Static linkage: International relations (India-China-Tibet), society (religion and the state).
7. Research, Development and Innovation (RDI) Scheme
GS area: Economy (science policy), Governance
The Department of Science and Technology operates the RDI Scheme with a corpus of 1 lakh crore rupees under the Anusandhan National Research Foundation (ANRF).
- Structure: Two-tier financing. The Special Purpose Fund deploys capital to second-level fund managers who back researchers and startups.
- Terms: Low or zero interest loans, equity support and a Deep-Tech Fund of Funds.
- Focus sectors: Artificial intelligence, semiconductors, quantum computing, biotechnology, defence technology and clean energy.

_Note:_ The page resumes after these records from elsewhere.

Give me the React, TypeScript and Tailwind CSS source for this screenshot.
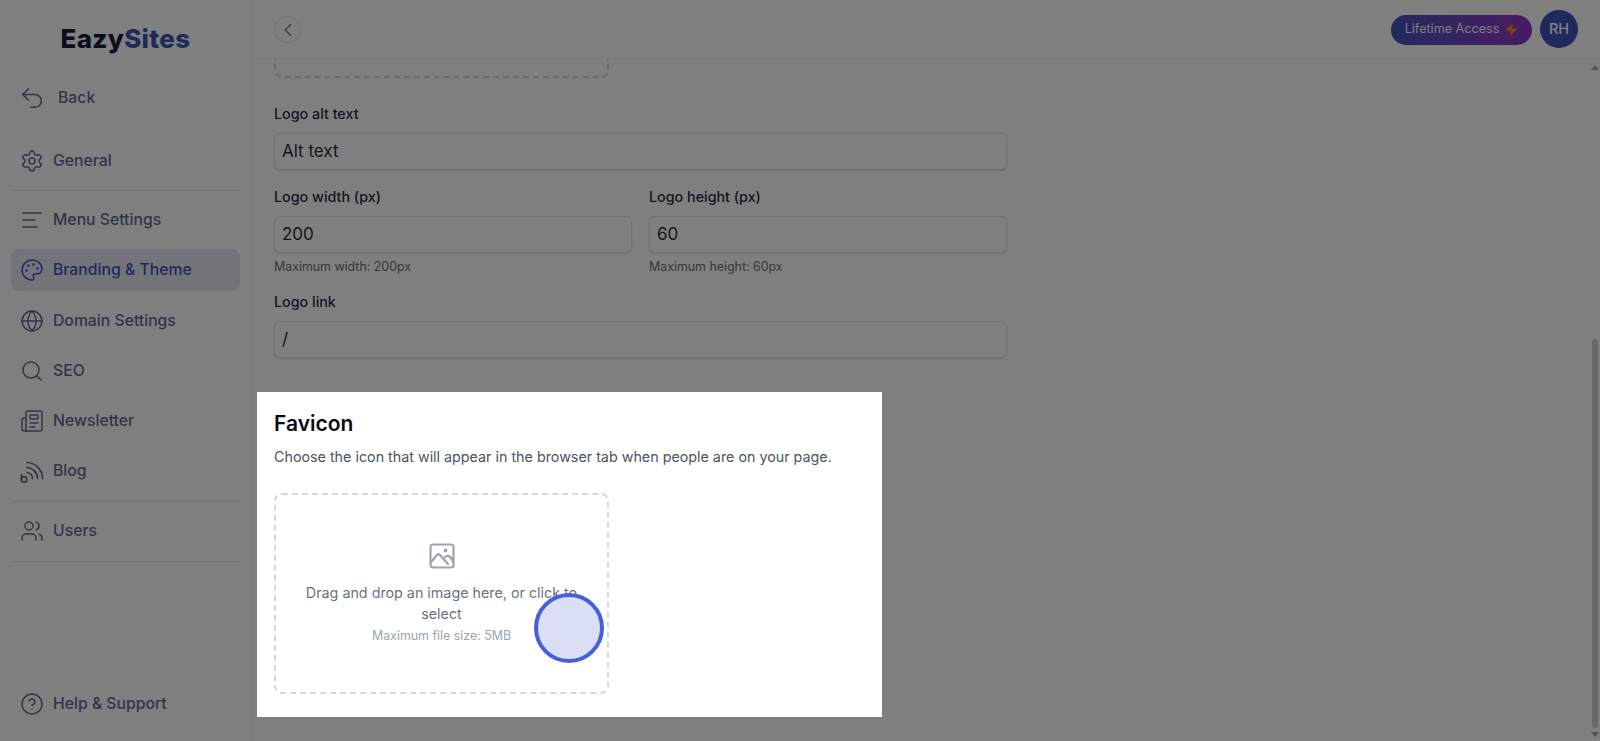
import { AlignLeft, ChevronLeft, CircleHelp, Globe, Newspaper, Palette, Search, Settings, Undo2, Users, Zap } from 'lucide-react';
import type { ReactNode } from 'react';

function BlogIcon({ className }: { className?: string }) {
  return (
    <svg viewBox="0 0 24 24" fill="none" stroke="currentColor" strokeWidth="1.7" strokeLinecap="round" strokeLinejoin="round" className={className}>
      <path d="M1.5 15.500v6" />
      <circle cx="4.2" cy="20.400" r="2.700" />
      <path d="M7 13.500a6 6 0 0 1 5.500 6" />
      <path d="M7 8.500a11 11 0 0 1 10.500 11" />
      <path d="M7 3.500a16 16 0 0 1 15.500 16" />
    </svg>
  );
}

function NavItem({ icon, label, active }: { icon: ReactNode; label: string; active?: boolean }) {
  return (
    <div className={`flex h-[42px] items-center gap-[11px] rounded-lg px-[11px] text-[15.75px] font-medium ${active ? 'bg-[#e6e9f5] text-[#4053b8]' : 'text-[#666a88]'}`}>
      <span className="flex w-[20px] justify-center">{icon}</span>
      {label}
    </div>
  );
}

function Field({ label, value, hint }: { label: string; value: string; hint?: string }) {
  return (
    <div className="min-w-0 flex-1">
      <div className="text-[14.3px] leading-5 font-medium text-[#2a2d44]">{label}</div>
      <div className="mt-[9px] flex h-[37px] items-center rounded-md border border-[#e5e7eb] bg-white px-[7px] text-[17px] text-[#2a2d44] shadow-sm">{value}</div>
      {hint && <div className="mt-[6px] text-[12.4px] leading-4 text-[#6b7280]">{hint}</div>}
    </div>
  );
}

export default function App() {
  const iconClass = 'h-[24px] w-[24px] shrink-0 stroke-[1.5]';
  return (
    <div className="relative flex h-[741px] w-full overflow-hidden bg-white font-['Inter',sans-serif]">
      <aside className="flex w-[252px] shrink-0 flex-col border-r border-[#f3f4f6] px-[11px]">
        <div className="flex h-[58px] items-center justify-center pt-[18px] text-[26px] font-extrabold tracking-[0.3px]">
          <span className="text-[#1a1d3a]">Eazy</span>
          <span className="text-[#4053b8]">Sites</span>
        </div>
        <div className="mt-[19px] flex h-[42px] items-center gap-[12px] px-[7px] text-[15.75px] font-medium text-[#666a88]">
          <Undo2 className="h-[28px] w-[28px] shrink-0 stroke-[1.3]" />
          Back
        </div>
        <div className="mt-[21px]">
          <NavItem icon={<Settings className={iconClass} />} label="General" />
        </div>
        <div className="my-[8px] border-t border-[#e5e7eb]" />
        <div className="flex flex-col gap-[8.25px]">
          <NavItem icon={<AlignLeft className={iconClass} />} label="Menu Settings" />
          <NavItem active icon={<Palette className={iconClass} />} label="Branding & Theme" />
          <NavItem icon={<Globe className={iconClass} />} label="Domain Settings" />
          <NavItem icon={<Search className={iconClass} />} label="SEO" />
          <NavItem icon={<Newspaper className={iconClass} />} label="Newsletter" />
          <NavItem icon={<BlogIcon className="h-[24px] w-[24px] shrink-0" />} label="Blog" />
        </div>
        <div className="my-[8.5px] border-t border-[#e5e7eb]" />
        <NavItem icon={<Users className={iconClass} />} label="Users" />
        <div className="my-[8.5px] border-t border-[#e5e7eb]" />
        <div className="mt-auto mb-[16px]">
          <NavItem icon={<CircleHelp className={iconClass} />} label="Help & Support" />
        </div>
      </aside>

      <div className="flex min-w-0 flex-1 flex-col">
        <header className="flex h-[59px] shrink-0 items-center justify-between border-b border-[#f3f4f6] px-[22px]">
          <button className="mt-[1px] flex h-[27px] w-[27px] items-center justify-center rounded-full border border-[#e5e7eb] text-[#6b7280]">
            <ChevronLeft className="h-[22px] w-[22px] stroke-[1.2]" />
          </button>
          <div className="flex items-center gap-[8px]">
            <div className="mt-[1px] flex h-[30px] w-[141px] items-center justify-center gap-[6px] rounded-full bg-gradient-to-r from-[#4053b8] to-[#9333c8] text-[12.6px] font-normal text-[#f5f5ff]">
              Lifetime Access
              <Zap className="h-[13px] w-[13px] fill-[#f59e0b] stroke-[#ef6c2f]" />
            </div>
            <div className="flex h-[38px] w-[38px] items-center justify-center rounded-full bg-[#4053b8] text-[14.5px] font-medium text-white">RH</div>
          </div>
        </header>

        <main className="min-h-0 flex-1 overflow-hidden pl-[22px]">
          <div className="w-[733px]">
            <div className="h-[19px] w-[335px] rounded-b-lg border-2 border-t-0 border-dashed border-[#d5d8de]" />
            <div className="mt-[26px]">
              <Field label="Logo alt text" value="Alt text" />
            </div>
            <div className="mt-[17px] flex gap-[17px]">
              <Field label="Logo width (px)" value="200" hint="Maximum width: 200px" />
              <Field label="Logo height (px)" value="60" hint="Maximum height: 60px" />
            </div>
            <div className="mt-[17px]">
              <Field label="Logo link" value="/" />
            </div>

            <h2 className="mt-[52px] text-[21px] leading-7 font-semibold text-[#0a0a14]">Favicon</h2>
            <p className="mt-[9px] text-[14.3px] leading-5 text-[#4b5563]">Choose the icon that will appear in the browser tab when people are on your page.</p>
            <div className="mt-[26px] flex h-[201px] w-[335px] flex-col items-center justify-center rounded-lg border-2 border-dashed border-[#d5d8de] px-6 text-center">
              <svg viewBox="0 0 26 26" fill="none" stroke="#9ca3af" strokeWidth="2.2" strokeLinecap="round" strokeLinejoin="round" className="h-[26px] w-[26px]">
                <rect x="1.5" y="1.5" width="23" height="23" rx="2.5" />
                <circle cx="16.5" cy="7.5" r="0.8" fill="#9ca3af" />
                <path d="M2 19l6-7c1-1 2-1 3 0l8 9" />
                <path d="M16 14c1.500-1.500 3-1.500 4.500-.5 2 1.500 3 3.500 3.500 5.500" />
              </svg>
              <p className="mt-[13px] text-[14.3px] leading-[21px] text-[#6b7280]">Drag and drop an image here, or click to select</p>
              <p className="mt-[4px] text-[12.4px] leading-4 text-[#9ca3af]">Maximum file size: 5MB</p>
            </div>
          </div>
        </main>
      </div>

      {/* scrollbar */}
      <div className="pointer-events-none absolute top-[65px] right-[2px] bottom-[4px] flex w-[6px] flex-col items-center justify-between">
        <div className="h-0 w-0 border-x-[4px] border-b-[5px] border-x-transparent border-b-[#a8a8a8]" />
        <div className="mt-auto mb-[4px] h-[389px] w-[6px] rounded-full bg-[#d2d2d2]" />
        <div className="h-0 w-0 border-x-[4px] border-t-[5px] border-x-transparent border-t-[#a8a8a8]" />
      </div>

      {/* tour spotlight */}
      <div className="absolute top-[392px] left-[257px] h-[325px] w-[625px] shadow-[0_0_0_2000px_rgba(0,0,0,0.5)]" />
      <div className="absolute top-[593px] left-[534px] h-[70px] w-[70px] rounded-full border-[4px] border-[#4460dc] bg-[#dadff5]" />
    </div>
  );
}
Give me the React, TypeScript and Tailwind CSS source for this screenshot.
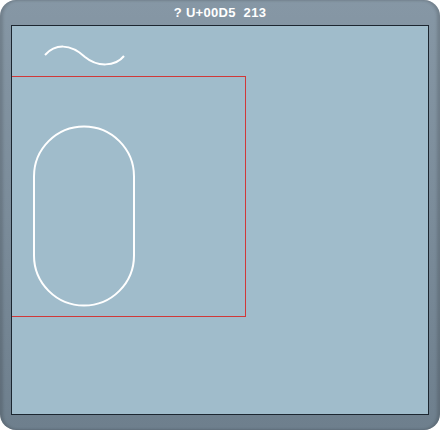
export default function App() {
  return (
    <div className="w-[440px] h-[430px] bg-white">
      <div className="w-[440px] h-[430px] rounded-[16px] bg-gradient-to-b from-[#8697a5] via-[#7b8c9a] to-[#6e7f8d] flex flex-col px-[11px] pb-[15px] shadow-[inset_3px_0_3px_rgba(0,0,0,0.15),inset_-3px_0_3px_rgba(0,0,0,0.15)]">
        <div className="h-[25px] flex items-center justify-center text-white font-bold text-[13px] tracking-[0.3px] whitespace-pre pt-[1px]" style={{ fontFamily: '"Liberation Sans", Arial, sans-serif' }}>
          {"? U+00D5  213"}
        </div>
        <div className="relative flex-1 bg-[#a0bccb] border border-[#1c2630] overflow-hidden">
          <svg className="absolute inset-0" width="415" height="388" viewBox="12 26 415 388">
            <rect x="12" y="76" width="234" height="1" fill="#d03838" />
            <rect x="12" y="316" width="234" height="1" fill="#d03838" />
            <rect x="245" y="76" width="1" height="241" fill="#d03838" />
            <rect x="34" y="126.5" width="100" height="179" rx="50" ry="50" fill="none" stroke="#ffffff" strokeWidth="2" />
            <path d="M45 55 C 55 44, 70 43, 85 57 C 97 67, 115 67, 124 56" fill="none" stroke="#ffffff" strokeWidth="2" />
          </svg>
        </div>
      </div>
    </div>
  );
}
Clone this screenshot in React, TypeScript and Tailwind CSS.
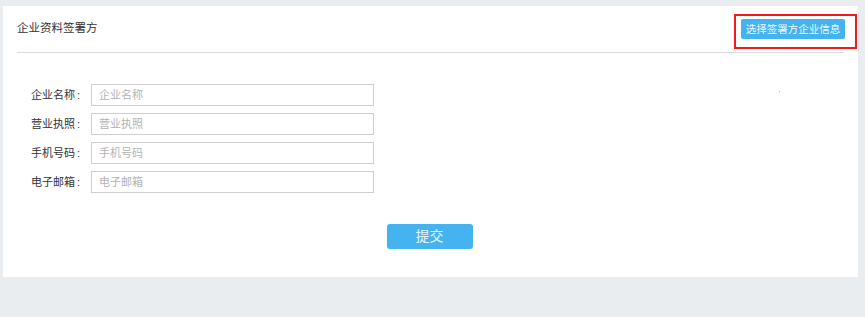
import React from "react";

const fields = [
  { label: "企业名称", placeholder: "企业名称" },
  { label: "营业执照", placeholder: "营业执照" },
  { label: "手机号码", placeholder: "手机号码" },
  { label: "电子邮箱", placeholder: "电子邮箱" },
];

const App = () => {
  return (
    <div
      className="w-[865px] h-[317px] bg-[#e9edf0] pt-[6px] pl-[3px] pr-[7px]"
      style={{ fontFamily: '"Liberation Sans", "Noto Sans CJK SC", sans-serif' }}
    >
      <div className="relative bg-white h-[271px] px-[14px]">
        {/* header */}
        <div className="flex justify-between items-center h-[47px] border-b border-[#dcdcdc]">
          <span className="text-[11.5px] text-[#333]">企业资料签署方</span>
          <button className="relative h-[20px] w-[104px] mr-[-1px] rounded-[2px] bg-[#45b3ef] text-white/95 text-[10.5px] leading-[20px] whitespace-nowrap">
            选择签署方企业信息
            <span className="absolute left-[-7px] top-[-5px] w-[123px] h-[35px] border-2 border-[#f21b1b] pointer-events-none" />
          </button>
        </div>

        <span className="absolute left-[776px] top-[85px] w-[1px] h-[1px] bg-[#f4a0a0]" />

        {/* form */}
        <div className="flex flex-col gap-[7px] pt-[31px]">
          {fields.map((f) => (
            <div key={f.label} className="flex items-center">
              <label className="w-[74px] pr-[2px] flex justify-end text-[11px] text-[#333]">
                {f.label}
                <span className="ml-[2px] mr-[9px]">:</span>
              </label>
              <input
                placeholder={f.placeholder}
                className="w-[283px] h-[22px] border border-[#cfcfcf] px-[7px] text-[11px] outline-none placeholder:text-[#b3b3b3]"
              />
            </div>
          ))}
        </div>

        <div className="flex justify-center pt-[31px] pr-[2px]">
          <button className="w-[86px] h-[25px] rounded-[3px] bg-[#45b3ef] text-[14px] text-white/85">
            提交
          </button>
        </div>
      </div>
    </div>
  );
};

export default App;
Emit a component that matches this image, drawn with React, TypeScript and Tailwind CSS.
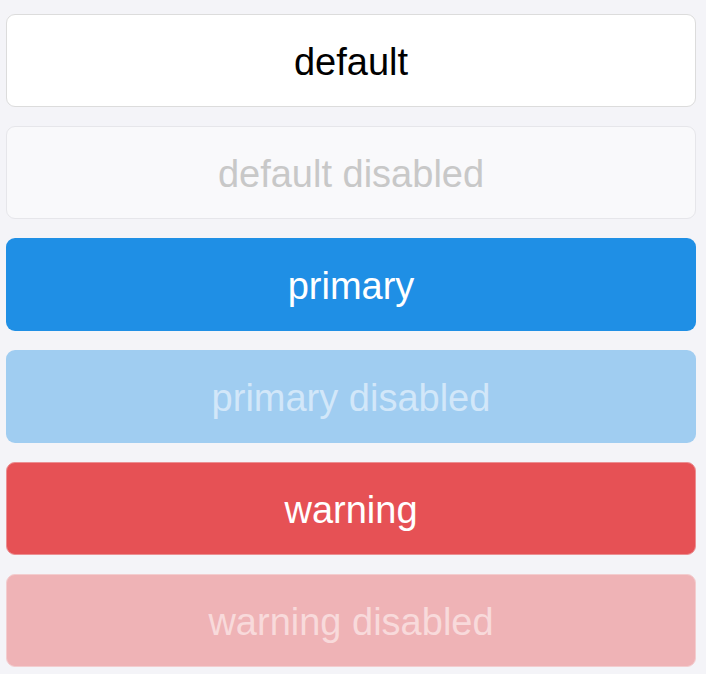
import React from "react";

const base =
  "flex h-[93px] w-full items-center justify-center rounded-[9px] pt-[3px] text-[38px] leading-none";

export default function App() {
  return (
    <div
      className="min-h-[674px] w-[706px] bg-[#f4f4f8] pl-[6px] pr-[10px] pt-[14px]"
      style={{ fontFamily: '"Liberation Sans", Arial, sans-serif' }}
    >
      <div className="flex flex-col gap-[19px]">
        <button className={`${base} border border-[#dcdcdc] bg-white text-black`}>default</button>
        <button className={`${base} border border-[#e6e6ea] bg-[#f9f9fb] text-[#c8c8c8]`}>default disabled</button>
        <button className={`${base} bg-[#1f8fe5] text-white`}>primary</button>
        <button className={`${base} bg-[#a0cdf1] text-[#d2e7f9]`}>primary disabled</button>
        <button className={`${base} border border-[#eb8f92] bg-[#e65155] text-white`}>warning</button>
        <button className={`${base} border border-[#f3cdcf] bg-[#efb3b6] text-[#f8dadb]`}>warning disabled</button>
      </div>
    </div>
  );
}
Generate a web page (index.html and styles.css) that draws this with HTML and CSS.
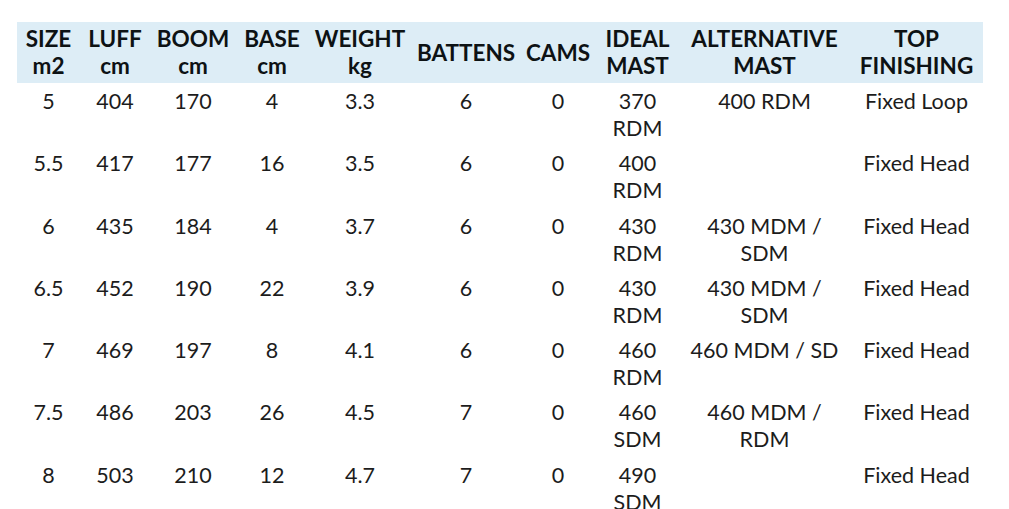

- Oversight: An Empowered Group of Secretaries monitors deployment.
- Strategic goal: Reduce India's R&D credit gap. India invests about 0.7 per cent of industry revenue in R&D against a global average of 2.3 per cent.
Static linkage: Economy (innovation policy, deep-tech, ANRF), science and technology.
8. Briefly noted
- RECLAIM Framework (Coal Ministry): India's first people-centric mine closure framework. Structures community participation, gender sensitivity, ecological restoration and alternative livelihood creation when coal mines close.
- SPREE 2025 (ESIC): A special scheme by the Employees' State Insurance Corporation to expand ESI coverage to unregistered employers and employees. Digital registration with no retrospective penalties brings informal workers into formal social security.